At the Chirayinkeezhu office, report was awaited on 83 of the 88 samples sent to the laboratory in the past two years. The raid found that the office had not even obeyed the directions by the District Food Safety Officer. The fine charged for several violations in Kannur, Malappuram, Adoor and Aranmula were much lower. In cases where the fine should be between rupees one lakh and five lakh, the officers charged only between Rs 1,000 and Rs 25,000. Moreover, complaints received were neither recorded in the register nor any action taken on them.

The Vigilance found that only a last grade staff was present at the Neyyattinkara office when the team reached there. At Ponkunnam, the team had to wait until 11.30 am for the office to open. The office had also failed to act in an incident in which stale milk was seized. Meanwhile, the raid recorded that an ice plant was functioning without licence under the purview of the office for the last two years.

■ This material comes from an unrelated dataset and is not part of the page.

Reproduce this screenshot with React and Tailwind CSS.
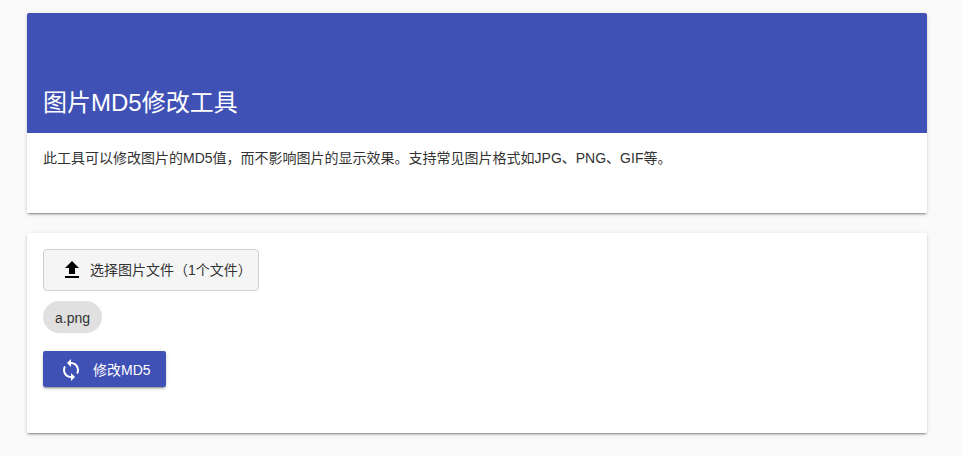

At Kalpetta, officers failed to act on a lab report that had confirmed a bottled drinking water brand named Surabhi was unsafe. A complaint on adulteration in rice bought from a supermarket received on 12 April was neither recorded in the register nor acted upon. In another instance, Food Safety Department officers had not obtained laboratory reports on samples collected five years ago and no samples were collected in 2019. Samples collected in 2013 were not sent to the laboratory.

Action was also not taken on 39 of the 55 complaints received in 2019 as well as on the 19 samples collected by the Kasaragod office. In Kannur, Rs 4,500 unaccounted money was found in the assistant commissioner’s bag in a cover with his name.

The Vigilance team said most of the offices failed to maintain the register properly. The raid ordered by Vigilance Director Anil Kant was supervised by IG H Venkatesh.